Pick out every line that holds the string "TypeScript" and copy it.
-- start --
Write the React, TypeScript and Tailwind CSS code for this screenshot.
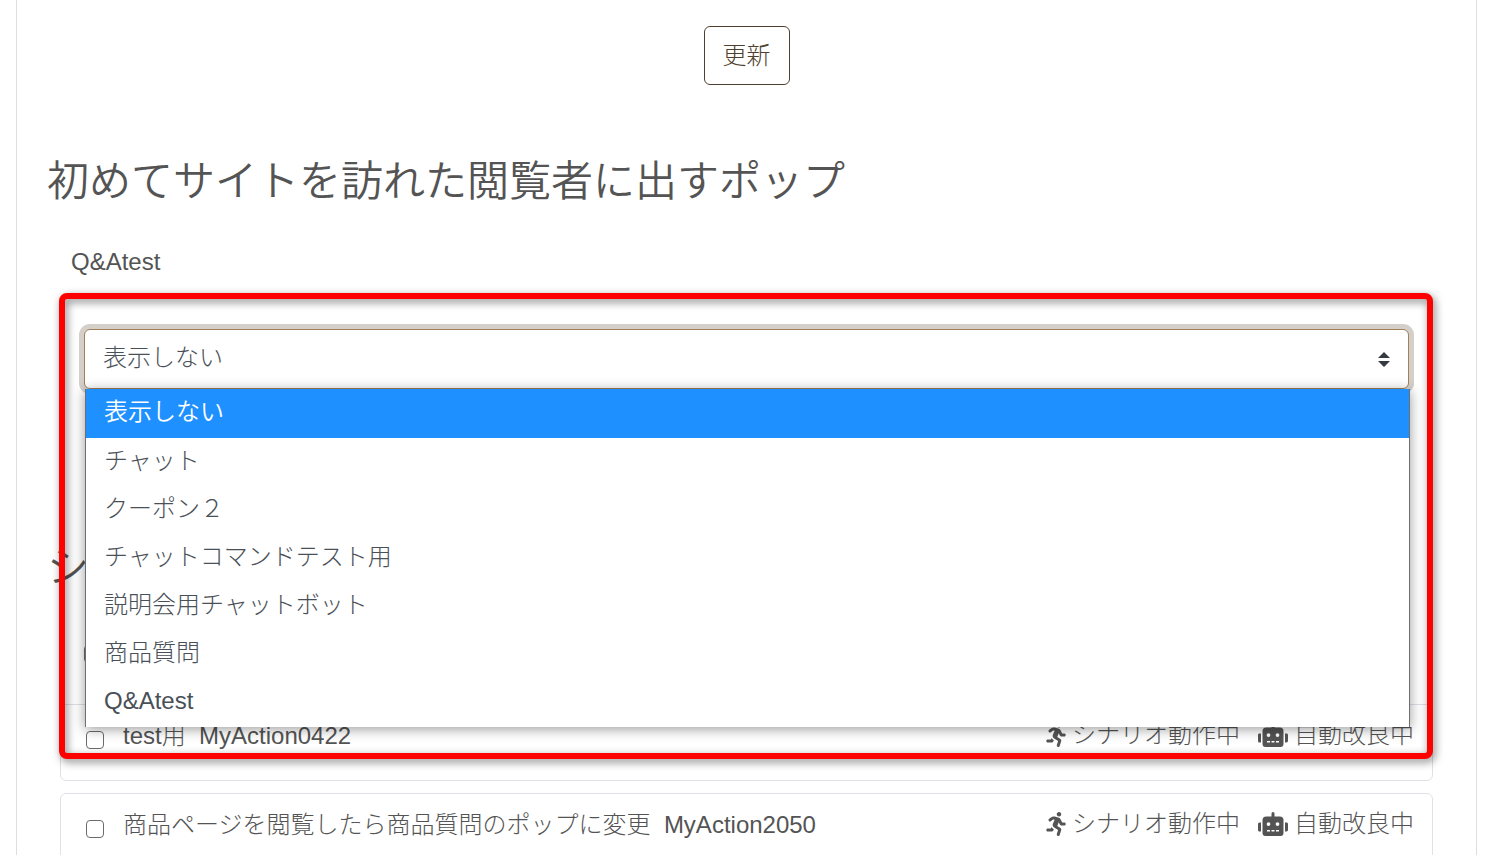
import { useState } from 'react';
import { FaRobot, FaRunning } from 'react-icons/fa';

const POPUPS = [
  '表示しない',
  'チャット',
  'クーポン２',
  'チャットコマンドテスト用',
  '説明会用チャットボット',
  '商品質問',
  'Q&Atest',
];

const SCENARIOS = [
  { id: 'MyAction0422', name: 'test用' },
  { id: 'MyAction2050', name: '商品ページを閲覧したら商品質問のポップに変更' },
];

const checkboxClassName =
  'h-[18px] w-[18px] shrink-0 appearance-none rounded-[4px] border border-[#6b6b6b] bg-white checked:bg-[#1e90ff]';

function PopupSelect() {
  const [value, setValue] = useState(POPUPS[0]);

  return (
    <div className="relative">
      <select
        id="first-visit-popup"
        value={value}
        onChange={(e) => setValue(e.target.value)}
        className="block h-[60px] w-full appearance-none rounded-md border border-[#a17f57] bg-white px-[18px] pb-[2px] text-2xl font-light text-[#495057] shadow-[0_0_0_5px_#d4cfc9] outline-none"
      >
        {POPUPS.map((name) => (
          <option key={name}>{name}</option>
        ))}
      </select>
      <svg
        viewBox="0 0 4 5"
        className="pointer-events-none absolute right-[19px] top-[23px] h-[15px] w-3 fill-[#343a40]"
      >
        <path d="M2 0L0 2h4zm0 5L0 3h4z" />
      </svg>

      {/* Open option list */}
      <ul
        role="listbox"
        aria-label="ポップ"
        className="absolute left-px top-full z-10 w-full border-x border-[#6f6f6f] bg-white pb-px shadow-[0_2px_12px_rgba(0,0,0,0.4)]"
      >
        {POPUPS.map((name) => (
          <li
            key={name}
            role="option"
            aria-selected={name === value}
            onClick={() => setValue(name)}
            className="h-12 px-[18px] text-2xl leading-[46px] font-light text-[#495057] aria-selected:h-[49px] aria-selected:bg-[#1e90ff] aria-selected:font-[350] aria-selected:text-white"
          >
            {name}
          </li>
        ))}
      </ul>
    </div>
  );
}

function ScenarioCard({ id, name }: { id: string; name: string }) {
  return (
    <li className="flex h-[77px] items-start justify-between rounded-md border border-[#dee2e6] pr-[18px] pl-[25px]">
      <label className="flex items-start gap-[19px]">
        <input type="checkbox" className={`mt-[26px] ${checkboxClassName}`} />
        <span className="mt-[13px] whitespace-pre leading-9">
          {name}
          {'  '}
          {id}
        </span>
      </label>
      <div className="mt-3 flex gap-[18px] leading-9">
        <span className="flex items-center gap-[6px]">
          <FaRunning className="h-6 w-5" />
          シナリオ動作中
        </span>
        <span className="flex items-center gap-[6px]">
          <FaRobot className="h-6 w-[30px]" />
          自動改良中
        </span>
      </div>
    </li>
  );
}

export default function App() {
  return (
    <div className="h-screen overflow-hidden bg-white pr-[14px] pl-4 font-['Liberation_Sans','Noto_Sans_CJK_JP',sans-serif] text-2xl font-light text-[#545454]">
      <main className="min-h-screen border-x border-[#dedede] px-[30px] pt-[26px]">
        <div className="flex justify-center">
          <button
            type="button"
            className="h-[59px] rounded-md border border-[#4f3f30] px-[18px] text-[#4f3f30]"
          >
            更新
          </button>
        </div>

        <h2 className="mt-[72px] text-[42px] leading-[50px] font-[350]">
          初めてサイトを訪れた閲覧者に出すポップ
        </h2>

        <label htmlFor="first-visit-popup" className="mt-[37px] block px-6 leading-9">
          Q&Atest
        </label>

        <div className="relative">
          <div className="px-[37px] pt-[49px]">
            <PopupSelect />
          </div>

          <h2 className="mt-[154px] text-[42px] leading-[50px] font-[350]">シ</h2>

          <div className="mt-[46px] h-[65px] px-[37px]">
            <input type="checkbox" aria-label="すべて選択" className={checkboxClassName} />
          </div>

          <ul className="flex flex-col gap-3 px-[13px]">
            {SCENARIOS.map((scenario) => (
              <ScenarioCard key={scenario.id} {...scenario} />
            ))}
          </ul>

          {/* Highlight frame */}
          <div className="pointer-events-none absolute right-[13px] left-3 top-[13px] z-20 h-[466px] rounded-lg border-6 border-[#ff0000] drop-shadow-[2px_3px_4px_rgba(0,0,0,0.5)]" />
        </div>
      </main>
    </div>
  );
}
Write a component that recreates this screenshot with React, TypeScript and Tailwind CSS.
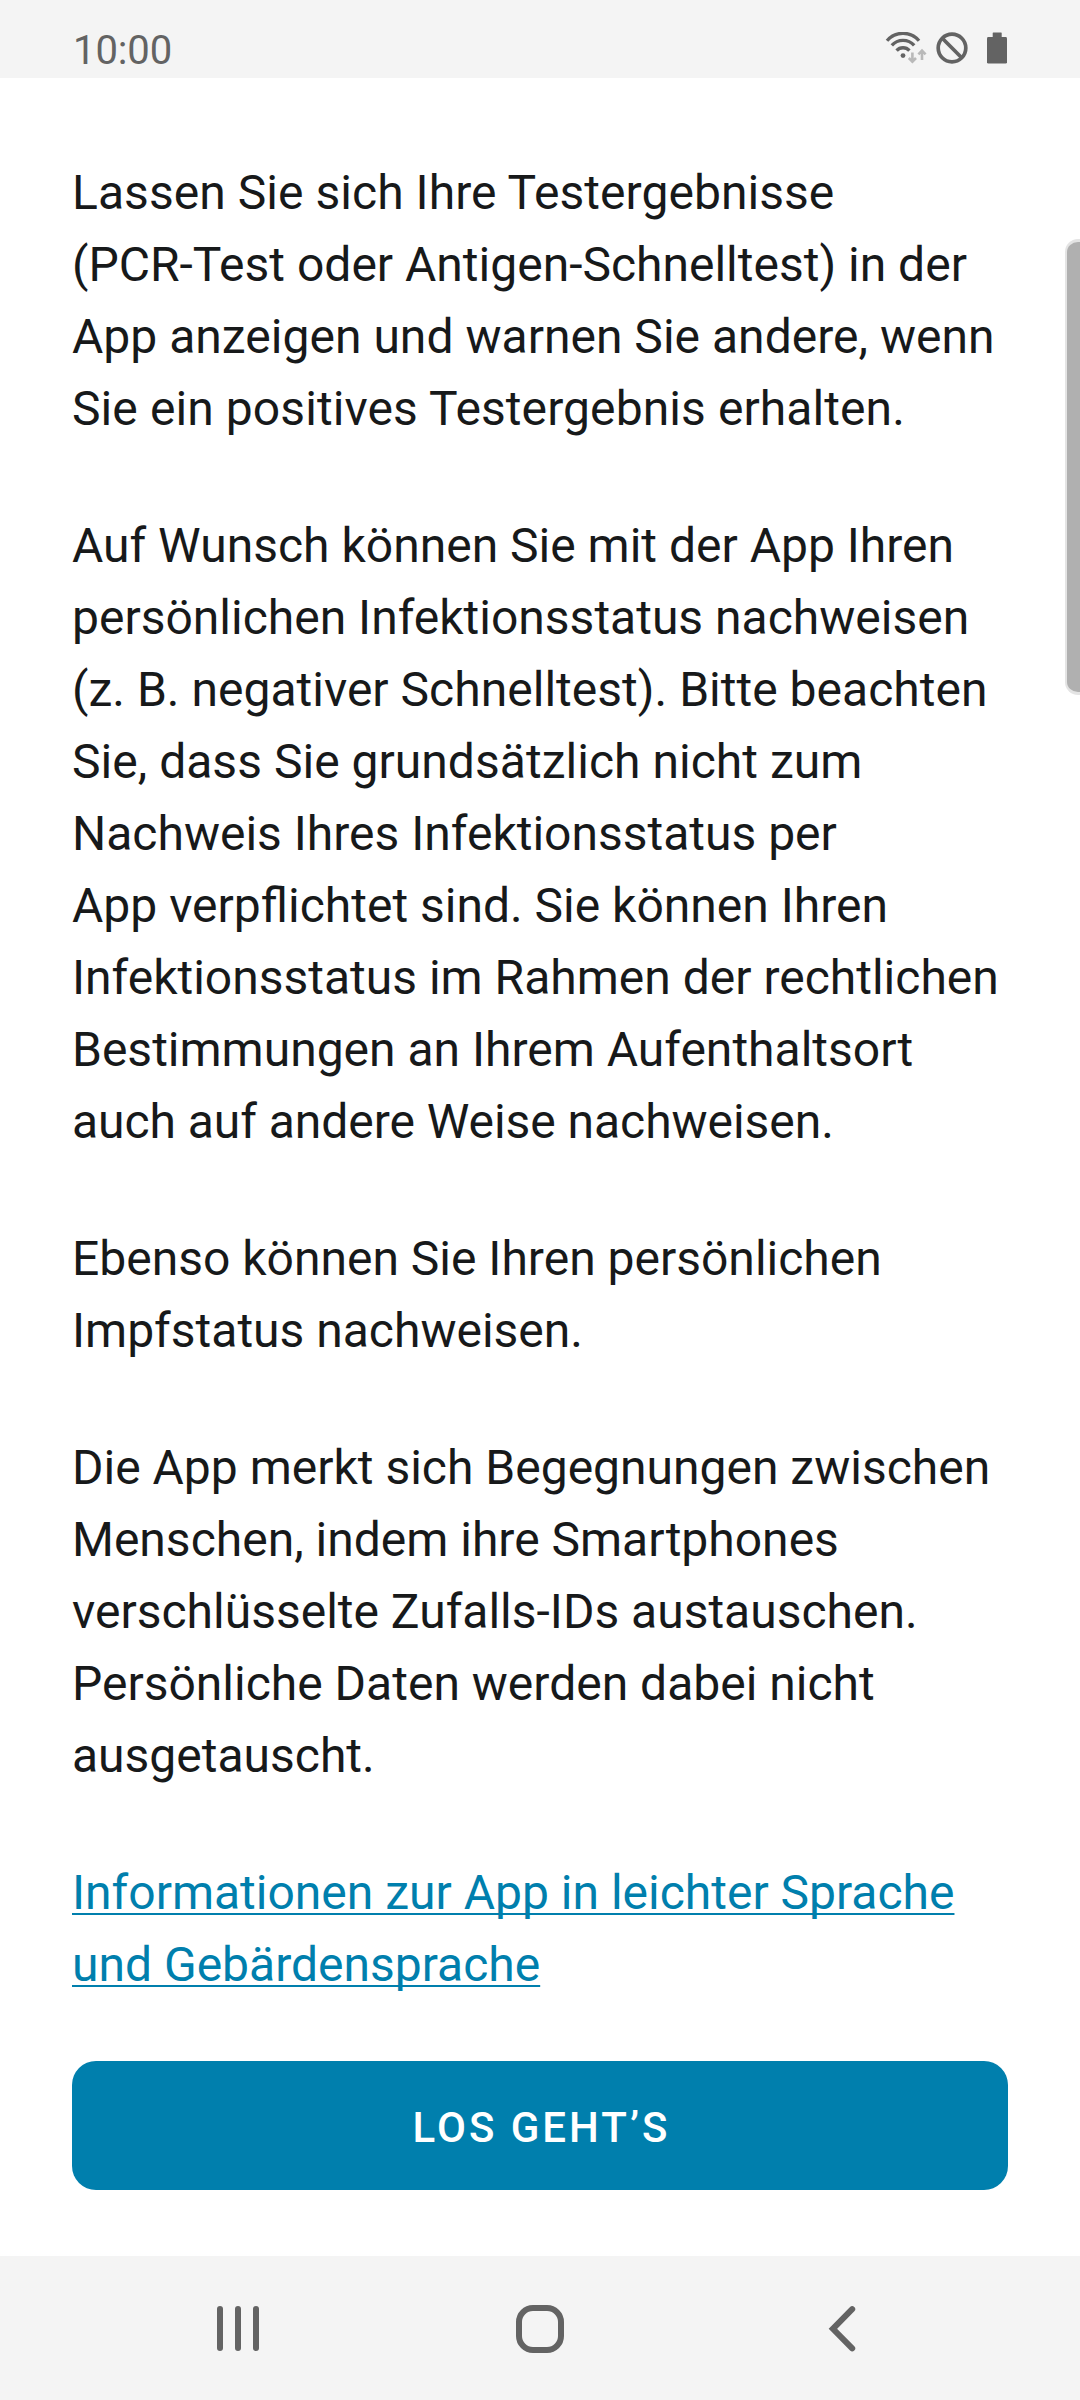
-- end --
• [The solution]
Write the React, TypeScript and Tailwind CSS code for this screenshot.
Write a component that recreates this screenshot with React, TypeScript and Tailwind CSS.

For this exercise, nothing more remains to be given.